Lufthansa has 26,000 employees too many; pilots cut wages by 45%
While the saga of the $9.8 billion (€9 billion) state aid package to Lufthansa is yet to get approved by its shareholders to finally end it, the group has now turned attention to cut its expenses. At the forefront of the cuts are Lufthansa’s employees and their respective unions. In a meeting with top unions, the German airline group’s executives indicated the number of employees that are redundant.
When Lufthansa’s supervisory board approved the state aid acquired from the German Economic Stabilization Fund (WSF), the chairman of the airline group Carsten Spohr stated that the “expected slow market recovery in global air traffic makes an adjustment of our capacities unavoidable.” Thus he wanted to discuss matters with “our collective bargaining and social partners” how the impact of redundancies could be softened in the “most socially acceptable way possible.”
Meanwhile, prior to the supervisory board’s approval of the deal, unions had pleaded with the European Commission (EC) to green-light the deal without any strings attached.
“Neither the employees of the Lufthansa Group, nor the citizens of Europe will understand if tens of thousands of jobs are lost not because of COVID-19, but because of conditions imposed by the EU Commission,” read the letter addressed to the President and Vice President of the EC.
However, seemingly, tens of thousands of jobs would still be lost.
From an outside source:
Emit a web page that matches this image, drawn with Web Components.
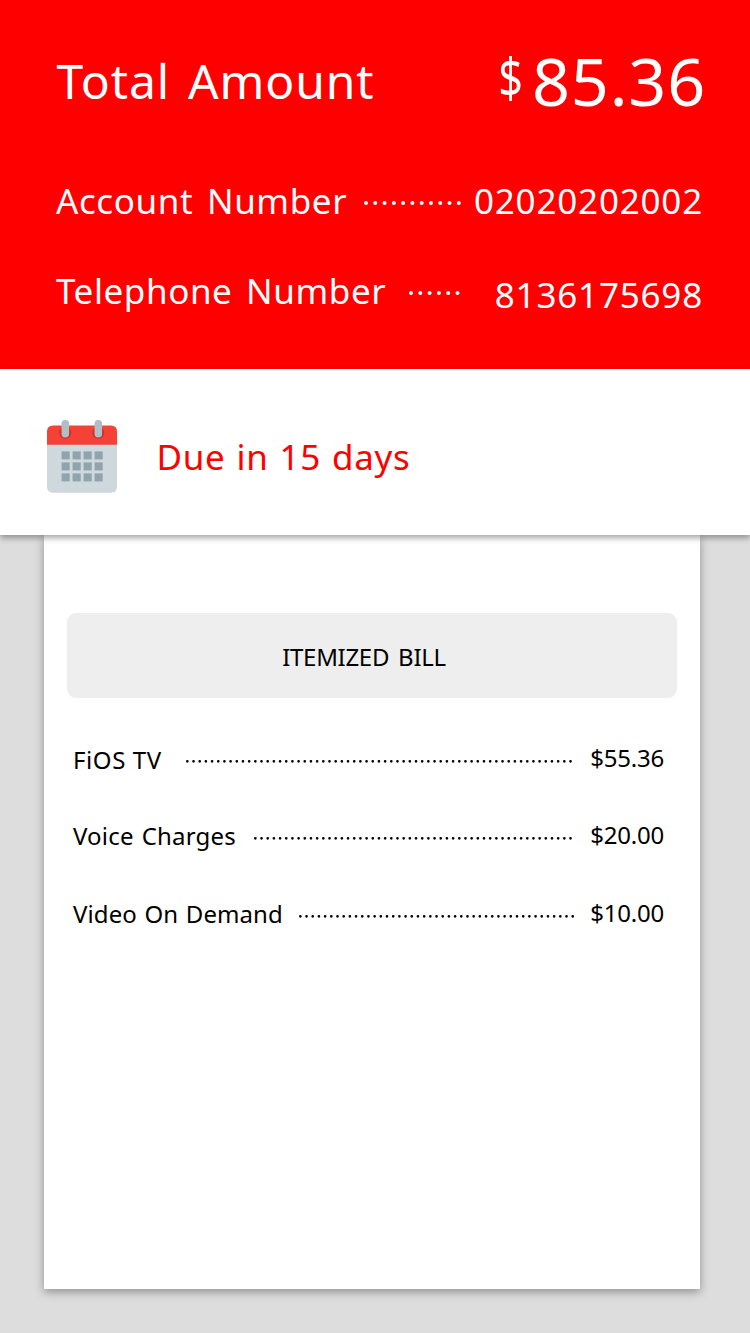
<!DOCTYPE html>
<html lang="en">
<head>
<meta charset="utf-8">
<title>Bill summary</title>
<style>
html,body{margin:0;background:#ddd}
body{font-family:"Noto Sans","Open Sans",sans-serif;width:750px;height:1333px;overflow:hidden}
</style>
</head>
<body>
<bill-page></bill-page>
<script>
const define = (name, html, setup) => customElements.define(name, class extends HTMLElement {
  connectedCallback() {
    if (this.shadowRoot) return;
    const t = document.createElement('template');
    t.innerHTML = html;
    this.attachShadow({mode: 'open'}).append(t.content.cloneNode(true));
    if (setup) setup(this, this.shadowRoot);
  }
});

// Dotted leader: count, pitch and dot diameter come from attributes.
define('dot-leader', `<style>:host{display:flex;flex:none}svg{display:block}line{stroke:currentColor;stroke-linecap:round}</style><svg><line/></svg>`, (el, root) => {
  const n = +el.getAttribute('count'), p = +el.getAttribute('pitch'), d = +el.getAttribute('dot');
  const svg = root.querySelector('svg'), line = root.querySelector('line');
  const w = (n - 1) * p + d;
  svg.setAttribute('width', w); svg.setAttribute('height', d);
  line.setAttribute('x1', d / 2); line.setAttribute('x2', w - d / 2 + .05);
  line.setAttribute('y1', d / 2); line.setAttribute('y2', d / 2);
  line.setAttribute('stroke-width', d);
  line.setAttribute('stroke-dasharray', `0 ${p}`);
});

define('bill-line', `<style>
:host{display:flex;align-items:flex-start;white-space:nowrap}
::slotted(*){flex:none}
.end{margin-left:auto;display:flex}
</style><slot name="label"></slot><slot name="dots"></slot><div class="end"><slot></slot></div>`);

define('calendar-icon', `<style>:host{display:block;width:70px;height:73px}svg{display:block}</style>
<svg width="70" height="73" viewBox="0 0 70 73">
<path d="M0 20H70V66.500Q70 72.700 63.800 72.700H6.200Q0 72.700 0 66.500Z" fill="#cfd8dc"/>
<path d="M0 24.700V11.500Q0 5.500 6.200 5.500H63.800Q70 5.500 70 11.500V24.700Z" fill="#f44336"/>
<g fill="#d02f2c"><circle cx="18.300" cy="12.800" r="6"/><circle cx="51.300" cy="12.800" r="6"/></g>
<g fill="#b0bec5"><rect x="14.500" y="0" width="7.600" height="17.500" rx="3.800"/><rect x="47.500" y="0" width="7.600" height="17.500" rx="3.800"/></g>
<g id="days" fill="#90a4ae"></g></svg>`, (el, root) => {
  let s = '';
  for (let r = 0; r < 3; r++) for (let c = 0; c < 4; c++)
    s += `<rect x="${14.6 + c * 11}" y="${31.4 + r * 11}" width="8.1" height="8"/>`;
  root.querySelector('#days').innerHTML = s;
});

define('bill-header', `<style>
:host{display:block;box-sizing:border-box;height:369px;padding:47px 47px 0 56px;background:#f00;color:#fff;font-size:35px;line-height:60px}
bill-line{height:90px}
bill-line:first-of-type{height:124px}
.total{font-size:48px;letter-spacing:.9px;word-spacing:4.500px;padding-top:4px;margin-left:.5px}
.cur{font-size:54px;margin:0 9px 0 0;transform:scaleX(.8);transform-origin:100% 0}
.sum{font-size:66.500px;letter-spacing:.8px;padding-top:3px;margin-right:-3px}
.num{letter-spacing:.8px}
.label{word-spacing:4px}
</style>
<bill-line><span slot="label" class="total">Total Amount</span><span class="cur">$</span><span class="sum">85.36</span></bill-line>
<bill-line><span slot="label" class="label" style="letter-spacing:.6px;width:290px">Account Number</span><dot-leader slot="dots" count="11" pitch="9.28" dot="4" style="margin:30.300px 0 0 18.400px"></dot-leader><span class="num">02020202002</span></bill-line>
<bill-line><span slot="label" class="label" style="letter-spacing:.58px;width:330px">Telephone Number</span><dot-leader slot="dots" count="6" pitch="9.3" dot="4" style="margin:30.300px 0 0 23.300px"></dot-leader><span class="num" style="padding-top:4px">8136175698</span></bill-line>`);

define('due-notice', `<style>
:host{display:flex;box-sizing:border-box;height:166px;padding:51px 0 0 47px;background:#fff;position:relative;z-index:1;box-shadow:0 3px 6px rgba(0,0,0,.35);color:#f00}
span{font-size:35px;line-height:60px;letter-spacing:.67px;word-spacing:1.300px;margin:7px 0 0 39.500px}
</style><calendar-icon></calendar-icon><span><slot></slot></span>`);

define('bill-card', `<style>
:host{display:block;box-sizing:border-box;width:656px;height:754px;margin-left:44px;padding:78px 23px 0;background:#fff;box-shadow:0 3px 9px rgba(0,0,0,.35);color:#000;font-size:24px;line-height:40px}
.title{box-sizing:border-box;height:85px;width:610px;margin-left:-.5px;border-radius:9px;background:#eee;padding:24px 15px 0 0;text-align:center;letter-spacing:-.3px;word-spacing:3px}
.items{padding:42px 13px 0 6px}
bill-line{height:77px}
.price{margin-top:-2px;letter-spacing:-.2px}
</style>
<div class="title">ITEMIZED BILL</div>
<div class="items">
<bill-line><span slot="label" style="letter-spacing:.6px;width:89px">FiOS TV</span><dot-leader slot="dots" count="63" pitch="6.18" dot="2.7" style="margin:20px 0 0 24.100px"></dot-leader><span class="price">$55.36</span></bill-line>
<bill-line><span slot="label" style="letter-spacing:.2px;word-spacing:1.500px;width:163px;margin-top:-1px">Voice Charges</span><dot-leader slot="dots" count="52" pitch="6.18" dot="2.7" style="margin:20px 0 0 18.100px"></dot-leader><span class="price">$20.00</span></bill-line>
<bill-line><span slot="label" style="letter-spacing:.1px;word-spacing:1.200px;width:210px">Video On Demand</span><dot-leader slot="dots" count="45" pitch="6.19" dot="2.7" style="margin:21px 0 0 16.200px"></dot-leader><span class="price" style="margin-top:-1px">$10.00</span></bill-line>
</div>`);

define('bill-page', `<style>:host{display:block;height:1333px;background:#ddd}</style>
<bill-header></bill-header><due-notice>Due in 15 days</due-notice><bill-card></bill-card>`);
</script>
</body>
</html>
After a meeting with Lufthansa Group, UFO, a union representing flight attendants working in Germany, it indicated that the airline saw around 26,000 jobs that were surplus.
Previously, Lufthansa predicted that the airline would have 100 fewer aircraft in its fleet in 2023, compared to 2019.
But UFO has not seen a “partnership path” to come to a joint consensus with Lufthansa, as the union indicated that all employees of the group must “be protected against dismissal.”
Furthermore, Daniel Flohr, the chairman of the union, stated that following the regulation from Austria that essentially put a minimum price of flight tickets, Ryanair and Wizz Air have started price-dumping tickets in Germany.
“UFO and Lufthansa, therefore, agreed today that the industry will only come out of the crisis economically and ecologically if a minimum price for plane tickets is also introduced in the rest of Europe,” said Flohr.
Meanwhile, the president of Vereinigung Cockpit (VC), a union that represents German pilots, stated that the union offered concessions to Lufthansa that were worth up to $400 million (€350 million), as pilots would cut their wages by 45%.
“In return, we only expect the Group Executive Board to commit to its employees. Using this contribution to outsource jobs on poorer terms would be totally unacceptable and would not do justice to employee loyalty,” stated Markus Wahl, the president of VC.